Le vigile, lui, veillera sur la sécurité des personnes et des biens soumis à sa vigilance dans un état d’indigence totale. Il mangera des arachides grillées avec les coques pour tenir pendant que son patron se gavera de délices, pour dormir et ronfler le ventre en l’air. Au-delà de son rôle de vigile, il arrosera les fleurs, il ira à la boutique chercher le pain, il ira chercher les enfants à l’école. Mais pour son salaire, il devra attendre même s’il n’a rien pour nourrir sa famille ; même s’il n’a rien pour éduquer ses enfants ; même s’il n’a rien pour arrêter l’hémorragie de sa femme enceinte. Il finira par enterrer la mère de ses trois enfants avec son poids de sept mois, sans percevoir un seul kopeck des quatre mois d’arriérés de salaire de misère qu’il a réclamés en pleurant. Gare à lui s’il ose se plaindre devant qui que ce soit. Il le regrettera ! Parce que son patron n’est pas n’importe qui et n’importe qui ne peut l’entendre ou l’interpeller. Le droit peut avoir la forme d’une courbe quand il est sous le poids de la loi des forts. Le devoir n’est rien d’autre que la volonté de se plier à sa propre conscience.

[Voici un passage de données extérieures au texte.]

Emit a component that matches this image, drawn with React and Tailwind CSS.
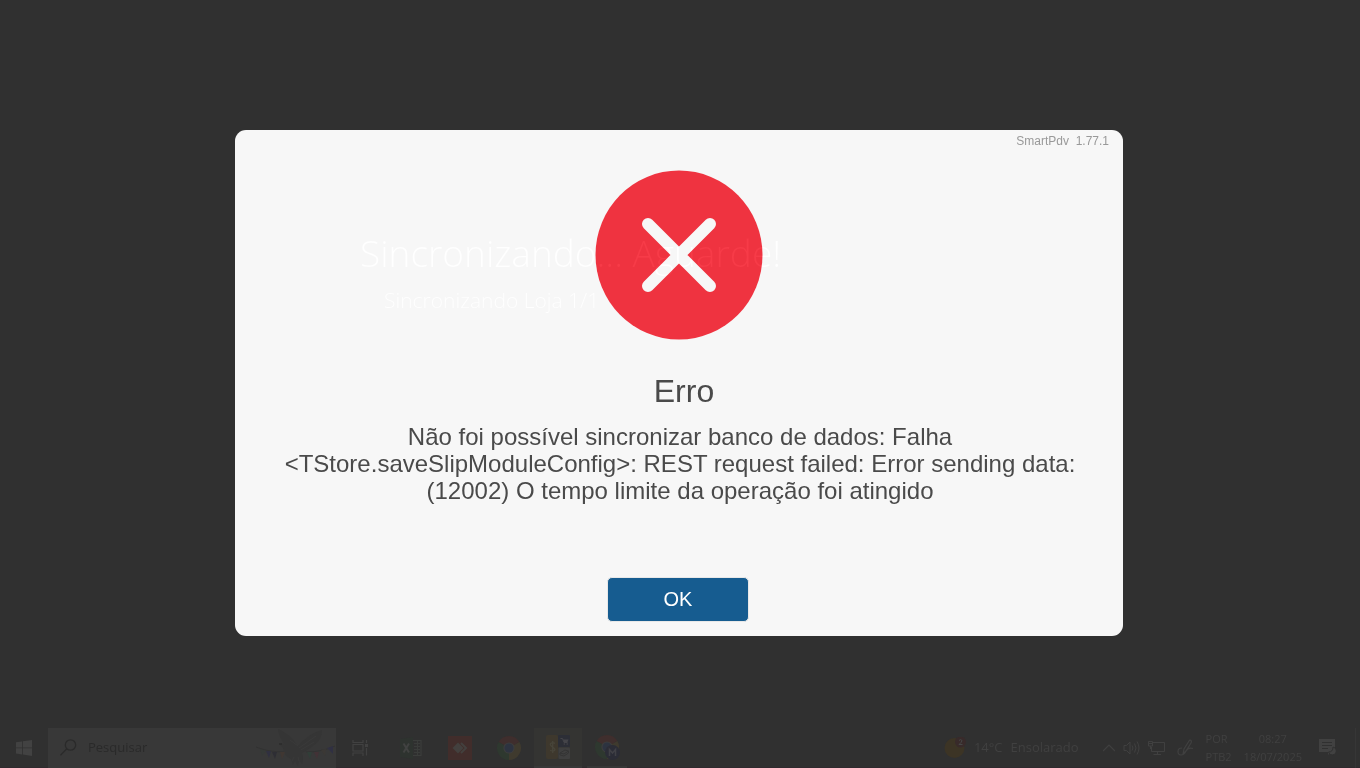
const MESSAGE = [
  'Não foi possível sincronizar banco de dados: Falha',
  '<TStore.saveSlipModuleConfig>: REST request failed: Error sending data:',
  '(12002) O tempo limite da operação foi atingido',
]

function ErrorIcon() {
  return (
    <svg width="168" height="170" viewBox="0 0 168 170" aria-hidden="true">
      <ellipse cx="84" cy="85" rx="83.5" ry="84.5" fill="#ef3340" />
      <path d="M53 54 115 116M115 54 53 116" stroke="#f7f7f7" strokeWidth="12" strokeLinecap="round" />
    </svg>
  )
}

function WindowsIcon() {
  return (
    <svg width="16" height="16" viewBox="0 0 16 16" fill="#424242">
      <path d="M0 2.3 6 1.4V7.4H0zM6.8 1.3 16 0V7.4H6.8zM0 8.2H6V14.4L0 13.6zM6.8 8.2H16V16L6.8 14.6z" />
    </svg>
  )
}

function SearchIcon() {
  return (
    <svg width="17" height="17" viewBox="0 0 17 17" fill="none" stroke="#2a2a2a" strokeWidth="1.3">
      <circle cx="10.5" cy="6" r="5.2" />
      <path d="M6.8 9.8.5 16.2" />
    </svg>
  )
}

function DoveArt() {
  return (
    <svg className="shrink-0" width="80" height="40" viewBox="0 0 80 40">
      <path d="M0 19Q12 24 28 24M50 24Q66 24 79 18" fill="none" stroke="#323232" />
      <path d="M23 16Q27 14 30 18Q23 10 22 1Q34 6 42 18Q52 6 66 2Q66 12 57 18Q52 22 46 25Q48 31 46 36L43 32 42 38 39 33 37 37 35 31Q28 28 27 20Q25 18 23 16z" fill="#353535" />
      <path d="M42 18 34 12M43 20 60 8M45 22 58 14M38 29 36 33M42 29 43 33" stroke="#3a3a3a" />
      <path d="M23 16H26" stroke="#262626" />
      <path d="M4 21 10 23 6 28z" fill="#353937" />
      <path d="M10 23H15L13 30z" fill="#303040" />
      <path d="M16 24H21L19 31z" fill="#2e2e34" />
      <path d="M24 24H29L26 31z" fill="#403732" />
      <path d="M51 24H56L54 31z" fill="#313e38" />
      <path d="M58 24H63L61 31z" fill="#423236" />
      <path d="M65 22 70 21 69 28z" fill="#3b3835" />
      <path d="M71 20 77 18V26z" fill="#303042" />
    </svg>
  )
}

function TaskViewIcon() {
  return (
    <svg width="17" height="16" viewBox="0 0 17 16" fill="none" stroke="#414141" strokeWidth="1.2">
      <path d="M1 0V2.5H11V0M1 16V13H11V16M1 4.5H11V11H1zM14.5 0V3M14.5 8V15.5" />
      <path d="M13 4H16V7H13z" fill="#414141" stroke="none" />
    </svg>
  )
}

function ExcelIcon() {
  return (
    <svg width="24" height="22" viewBox="0 0 24 22">
      <path d="M14 3.5H22V18.5H14" fill="none" stroke="#3b3d3b" strokeWidth="1.2" />
      <path d="M15 6.5H21M15 9.5H21M15 12.5H21M15 15.5H21M18.5 4V18" stroke="#3a3c3a" />
      <path d="M1 2 14 0V22L1 20z" fill="#2e332f" />
      <path d="M4.5 6.5 10 15.5M10 6.5 4.5 15.5" stroke="#414241" strokeWidth="2" />
    </svg>
  )
}

function AnyDeskIcon() {
  return (
    <svg width="24" height="24" viewBox="0 0 24 24">
      <path d="M0 0H24V24H0z" fill="#412d2b" />
      <path d="M4.5 12 10 6.5 15.5 12 10 17.5z" fill="#43403e" />
      <path d="M13 7 18 12 13 17" fill="none" stroke="#43403e" strokeWidth="2" />
    </svg>
  )
}

function ChromeIcon({ badge }) {
  return (
    <svg width="26" height="26" viewBox="0 0 26 26">
      <path d="M13 13 2.6 7A12 12 0 0 1 23.4 7z" fill="#3f2e2d" />
      <path d="M13 13 23.4 7A12 12 0 0 1 13 25z" fill="#3f3a2e" />
      <path d="M13 13V25A12 12 0 0 1 2.6 7z" fill="#2e382f" />
      <circle cx="13" cy="13" r="5.6" fill="#3d3d3d" />
      <circle cx="13" cy="13" r="4.5" fill="#2d3340" />
      {badge && (
        <>
          <circle cx="18.5" cy="18.5" r="7.5" fill="#2b2c36" />
          <path d="M15.5 22V15.5L18.5 19 21.5 15.5V22" fill="none" stroke="#404046" strokeWidth="1.5" />
        </>
      )}
    </svg>
  )
}

function PdvIcon() {
  return (
    <svg width="24" height="24" viewBox="0 0 24 24">
      <rect width="12" height="24" rx="2" fill="#3e382d" />
      <rect x="12" width="12" height="12" rx="1" fill="#2c2e36" />
      <rect x="12.5" y="12.5" width="11.5" height="11.5" rx="1" fill="#3f3f3f" />
      <path d="M9 8.5Q7 7 5 8.2T6.5 12 8.5 15.5 4 15.5M6.7 6V18" fill="none" stroke="#48453a" strokeWidth="1.3" />
      <path d="M14.5 3.5H16.5L18 7.5H21.5" fill="none" stroke="#444449" />
      <path d="M17 4.5H22.5L21.5 7H18z" fill="#444449" />
      <circle cx="18.3" cy="9" r="0.8" fill="#444449" />
      <circle cx="21.2" cy="9" r="0.8" fill="#444449" />
      <path d="M14 18 19 15 22.5 16 18 19zM14 18V20L18 21 22.5 18V16" fill="none" stroke="#343434" />
    </svg>
  )
}

function WeatherIcon() {
  return (
    <svg width="22" height="22" viewBox="0 0 22 22">
      <circle cx="10.5" cy="11" r="10" fill="#3c3425" />
      <circle cx="16.5" cy="5" r="5.5" fill="#382a2a" />
      <path d="M15 3.5Q16.5 1.8 18 3.5 18 5 15 7.5H18.5" fill="none" stroke="#464646" />
    </svg>
  )
}

function ChevronIcon() {
  return (
    <svg width="12" height="8" viewBox="0 0 12 8" fill="none" stroke="#404040" strokeWidth="1.2">
      <path d="M0 7 6 1 12 7" />
    </svg>
  )
}

function SpeakerIcon() {
  return (
    <svg width="17" height="16" viewBox="0 0 17 16" fill="none" stroke="#404040">
      <path d="M1 5.5H3.5L7 2V14L3.5 10.5H1zM9 5.5Q11 8 9 10.5M11.5 3.5Q14.5 8 11.5 12.5M14 1.5Q18 8 14 14.5" />
    </svg>
  )
}

function NetworkIcon() {
  return (
    <svg width="17" height="16" viewBox="0 0 17 16" fill="none" stroke="#404040">
      <path d="M5 2.5H16.5V11.5H3.5V7M9.5 11.5V14.5M5.5 14.5H13M.5 1.5H4.500V6H.5zM1 3.5H4M2.5 6V9" />
    </svg>
  )
}

function PenIcon() {
  return (
    <svg width="17" height="17" viewBox="0 0 17 17" fill="none" stroke="#404040" strokeWidth="1.2">
      <path d="M6 15 7 10 12 2Q13 .5 14 1.5T14 4L9 12zM5 9Q1 9 1 12.5T4 16Q7 16 9 12T16 9.5" />
    </svg>
  )
}

function NotificationIcon() {
  return (
    <svg width="17" height="17" viewBox="0 0 17 17">
      <path d="M0 0H16V13H12L9 16V13H0z" fill="#414141" />
      <path d="M3 3.5H13M3 6.5H13M3 9.5H9" stroke="#303030" />
      <path d="M14 8A4 4 0 1 1 9.5 13Q14 13 14 8z" fill="#414141" stroke="#303030" />
    </svg>
  )
}

function Taskbar() {
  const slot = 'flex h-10 w-12 shrink-0 items-center justify-center'

  return (
    <footer className="flex h-10 items-center justify-between border-b border-[#302a2e] font-['Open_Sans',sans-serif] text-[#404040]">
      <nav className="flex items-center" aria-label="Barra de tarefas">
        <button className={slot} aria-label="Iniciar"><WindowsIcon /></button>
        <label className="flex h-10 w-72 items-center bg-[#383838] pl-3">
          <SearchIcon />
          <input
            type="text"
            aria-label="Pesquisar"
            placeholder="Pesquisar"
            className="ml-[11px] w-0 flex-1 bg-transparent text-[13px] outline-none placeholder:text-[#2a2a2a]"
          />
          <DoveArt />
        </label>
        <button className={slot} aria-label="Visão de tarefas"><TaskViewIcon /></button>
        <div className="ml-[3px] flex gap-px">
          <button className={slot} aria-label="Excel"><ExcelIcon /></button>
          <button className={slot} aria-label="AnyDesk"><AnyDeskIcon /></button>
          <button className={slot} aria-label="Chrome"><ChromeIcon /></button>
          <button className="flex h-10 w-12 items-center justify-center border-b-2 border-[#383838] bg-[#343432]" aria-label="SmartPdv">
            <PdvIcon />
          </button>
          <button className="ml-1 flex h-10 w-10 items-center justify-center border-b-2 border-[#373737]" aria-label="Chrome M">
            <ChromeIcon badge />
          </button>
        </div>
      </nav>
      <div className="flex h-10 items-center">
        <button className="flex items-center text-[13px]">
          <WeatherIcon />
          <span className="ml-2">14°C</span>
          <span className="ml-2">Ensolarado</span>
        </button>
        <button className="ml-6" aria-label="Mostrar ícones ocultos"><ChevronIcon /></button>
        <button className="ml-2" aria-label="Volume"><SpeakerIcon /></button>
        <button className="ml-2" aria-label="Rede"><NetworkIcon /></button>
        <button className="ml-3" aria-label="Caneta"><PenIcon /></button>
        <button className="ml-3 text-left text-[11px] leading-[18px]">POR<br />PTB2</button>
        <button className="ml-3 text-center text-[11px] leading-[18px]">08:27<br />18/07/2025</button>
        <button className="ml-[17px] mr-[19px] h-10" aria-label="Notificações"><NotificationIcon /></button>
        <span className="mr-1 h-10 w-px bg-[#363636]" />
      </div>
    </footer>
  )
}

// plus-lighter lifts whatever lies under the text by the same small amount
function SyncStatus() {
  return (
    <div className="pointer-events-none absolute left-[125px] top-[96px] whitespace-nowrap font-['Open_Sans',sans-serif] font-light text-[#080808] mix-blend-plus-lighter">
      <p className="text-[37px] leading-[54px]">Sincronizando... Aguarde!</p>
      <p className="ml-6 text-[21px] leading-[40px]">Sincronizando Loja 1/1</p>
    </div>
  )
}

export default function App() {
  return (
    <div className="flex min-h-screen flex-col bg-[#303030] font-['Liberation_Sans',Arial,sans-serif]">
      <main className="flex flex-1 items-start justify-center pr-[18px] pl-4 pt-[130px]">
        <section
          role="alertdialog"
          aria-labelledby="error-title"
          aria-describedby="error-message"
          className="relative flex w-full max-w-[888px] flex-col items-center rounded-[11px] bg-[#f7f7f7] pb-[14px] text-[#4a4a4a]"
        >
          <p className="self-end pr-[14px] pt-[3px] text-xs leading-4 whitespace-pre text-[#999]">SmartPdv  1.77.1</p>
          <div className="mt-[21px]">
            <ErrorIcon />
          </div>
          <h1 id="error-title" className="ml-2.5 mt-[31px] text-[32px] leading-10">Erro</h1>
          <p id="error-message" className="ml-0.5 mt-3 text-center text-2xl leading-[27px]">
            {MESSAGE.map((line) => (
              <span key={line} className="block">{line}</span>
            ))}
          </p>
          <button className="mr-0.5 mt-[73px] h-[45px] w-[142px] rounded-[5px] border border-[#e8e8e8] bg-[#165c90] pb-0.5 text-xl text-white">
            OK
          </button>
          <SyncStatus />
        </section>
      </main>
      <Taskbar />
    </div>
  )
}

Il n’est de meilleure loi que celle que nous dicte le cœur. Hélas, les vrais riches ne donnent pas ; quand ils tendent la main, c’est pour prendre, s’accaparer et ravir. Quand ils donnent, ils le font avec la main gauche, sans le moindre sentiment de générosité, sans aucune intention d’aider. Les pauvres ne comptent pas plus que l’argent du riche. D’ailleurs, c’est parce qu’ils n’ont pas d’argent qu’ils sont pauvres et l’argent est plus urgent que ces petites gens. Mais encore faut-il s’entendre sur le sens même de la richesse. En quoi sommes-nous riches si notre richesse n’est que matérielle, pècheresse, parce qu’acquise et fructifiée dans le sang et par le sang ? En quoi sommes-nous riches si notre opulence ne trouve sa substance que dans la souffrance des autres ? La vraie richesse ne se calcule pas en F CFA, en dollar ou en euro, elle s’évalue au rythme des battements du cœur. Parfois, on peut tendre la main vide et donner plus, mieux que de l’argent.